In an interview with El País, former Monaco, Paris Saint-Germain and Inter midfielder Youri Djorkaeff discussed Les Parisiens’ perception in France, insisting that the club is the only one in France to be universally unpopular among people outside of its fanbase.
The 1998 World Cup winner also recounted his one season at the club in the 90s, as well as his memories from his father Jean’s time at the club, at its inception in 1970.
“[When I was at PSG] we had a very good team. We won the Cup Winners’ Cup, which was PSG’s first continental title. There were six or seven of us in the team who were in the national team. That’s to say that it was the base of the team that won the World Cup. It was a team that was made from French players and complemented by foreigners like Raí or Dely Valdés.”
“Of course I remember [when my father played there]. It was the start of PSG. The Parc des Princes had just been built then.
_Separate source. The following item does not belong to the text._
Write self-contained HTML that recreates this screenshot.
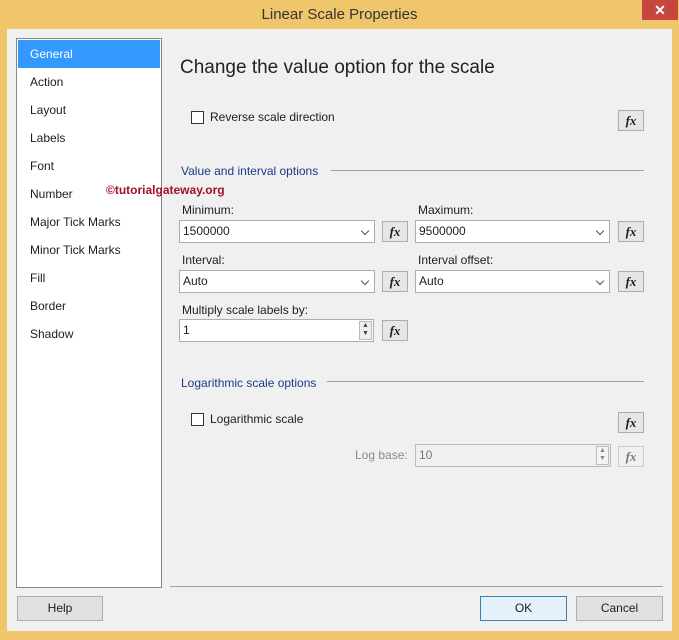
<!DOCTYPE html>
<html><head><meta charset="utf-8"><style>
*{box-sizing:border-box;margin:0;padding:0}
body{width:679px;height:640px;background:#efc66b;font-family:"Liberation Sans",sans-serif;font-size:12px;color:#1e1e1e;position:relative;overflow:hidden}
.a{position:absolute}
.title{left:0;top:6px;width:679px;text-align:center;font-size:15px;color:#333}
.close{left:642px;top:0;width:36px;height:20px;background:#c7463e;color:#fff;text-align:center;font-size:14px;line-height:20px;font-weight:bold}
.client{left:7px;top:29px;width:665px;height:602px;background:#f0f0f0}
.list{left:16px;top:38px;width:146px;height:550px;background:#fff;border:1px solid #828790}
.item{position:absolute;left:1px;width:142px;height:28px;line-height:28px;padding-left:12px;font-size:12px}
.sel{background:#3399ff;color:#fff}
.box{position:absolute;background:#fff;border:1px solid #abadb3;height:23px;line-height:21px;padding-left:3px;font-size:12px}
.dd::after{content:"";position:absolute;right:6px;top:7px;width:5px;height:5px;border-right:1.3px solid #555;border-bottom:1.3px solid #555;transform:rotate(45deg)}
.fx{position:absolute;width:26px;height:21px;background:#e6e6e6;border:1px solid #adadad;font-family:"Liberation Serif",serif;font-style:italic;font-weight:bold;font-size:13px;text-align:center;line-height:19px}
.lbl{position:absolute;font-size:12px}
.sec{position:absolute;color:#1c3a8c;font-size:12px}
.line{position:absolute;height:1px;background:#a0a0a0}
.cb{position:absolute;width:13px;height:13px;border:1px solid #333;background:#fff}
.spin{position:absolute;width:13px;height:19px;border:1px solid #bbb;background:#eee;font-size:7px;line-height:8px;text-align:center;color:#444}
.btn{position:absolute;height:25px;background:#e1e1e1;border:1px solid #adadad;text-align:center;line-height:23px;font-size:12px}
</style></head><body>
<div class="a title">Linear Scale Properties</div>
<div class="a close">✕</div>
<div class="a client"></div>
<div class="a list">
<div class="item sel" style="top:1px">General</div>
<div class="item" style="top:29px">Action</div>
<div class="item" style="top:57px">Layout</div>
<div class="item" style="top:85px">Labels</div>
<div class="item" style="top:113px">Font</div>
<div class="item" style="top:141px">Number</div>
<div class="item" style="top:169px">Major Tick Marks</div>
<div class="item" style="top:197px">Minor Tick Marks</div>
<div class="item" style="top:225px">Fill</div>
<div class="item" style="top:253px">Border</div>
<div class="item" style="top:281px">Shadow</div>
</div>
<div class="a" style="left:106px;top:183px;color:#a0102a;font-weight:bold;font-size:12px">©tutorialgateway.org</div>
<div class="a" style="left:180px;top:57px;font-size:19px;color:#222">Change the value option for the scale</div>
<div class="cb" style="left:191px;top:111px"></div>
<div class="lbl" style="left:210px;top:110px">Reverse scale direction</div>
<div class="fx" style="left:618px;top:110px">fx</div>
<div class="sec" style="left:181px;top:164px">Value and interval options</div>
<div class="line" style="left:331px;top:170px;width:313px"></div>
<div class="lbl" style="left:182px;top:203px">Minimum:</div>
<div class="box dd" style="left:179px;top:220px;width:196px">1500000</div>
<div class="fx" style="left:382px;top:221px">fx</div>
<div class="lbl" style="left:418px;top:203px">Maximum:</div>
<div class="box dd" style="left:415px;top:220px;width:195px">9500000</div>
<div class="fx" style="left:618px;top:221px">fx</div>
<div class="lbl" style="left:182px;top:253px">Interval:</div>
<div class="box dd" style="left:179px;top:270px;width:196px">Auto</div>
<div class="fx" style="left:382px;top:271px">fx</div>
<div class="lbl" style="left:418px;top:253px">Interval offset:</div>
<div class="box dd" style="left:415px;top:270px;width:195px">Auto</div>
<div class="fx" style="left:618px;top:271px">fx</div>
<div class="lbl" style="left:182px;top:303px">Multiply scale labels by:</div>
<div class="box" style="left:179px;top:319px;width:195px">1</div>
<div class="spin" style="left:359px;top:321px">▲<br>▼</div>
<div class="fx" style="left:382px;top:320px">fx</div>
<div class="sec" style="left:181px;top:376px">Logarithmic scale options</div>
<div class="line" style="left:327px;top:381px;width:317px"></div>
<div class="cb" style="left:191px;top:413px"></div>
<div class="lbl" style="left:210px;top:412px">Logarithmic scale</div>
<div class="fx" style="left:618px;top:412px">fx</div>
<div class="lbl" style="left:355px;top:448px;color:#8a8a8a">Log base:</div>
<div class="box" style="left:415px;top:444px;width:196px;background:#f0f0f0;border-color:#bbb;color:#777">10</div>
<div class="spin" style="left:596px;top:446px;background:#f4f4f4;color:#888">▲<br>▼</div>
<div class="fx" style="left:618px;top:446px;background:#f0f0f0;border-color:#ccc;color:#777">fx</div>
<div class="line" style="left:170px;top:586px;width:493px;background:#a0a0a0"></div>
<div class="btn" style="left:17px;top:596px;width:86px">Help</div>
<div class="btn" style="left:480px;top:596px;width:87px;background:#e5f1fb;border-color:#3c7fb1">OK</div>
<div class="btn" style="left:576px;top:596px;width:87px">Cancel</div>
</body></html>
My dad brought us onto the pitch before the official celebration. My brother and I played with a ball on the pitch and they took a photo which appeared in L’Équipe the next day, under the title: “The princes of the Parc des Princes”. I’ve always had that picture with me. It’s a very special stadium for me. I was there as a child, my father played there, and so did I. But it’s also special because of the atmosphere that this stadium right in the heart of the city has. You can feel it. PSG is a young club, yes, but it has a great DNA. It’s a great place to play football.”
“When you play for PSG, you’re fighting against the rest of France. People hate PSG. Spain is split between Real Madrid and Barcelona. In France, there are people who like Marseille. But those who aren’t OM supporters, don’t hate them, they don’t care. Same goes for Lyon. But not PSG. And that’s unique.”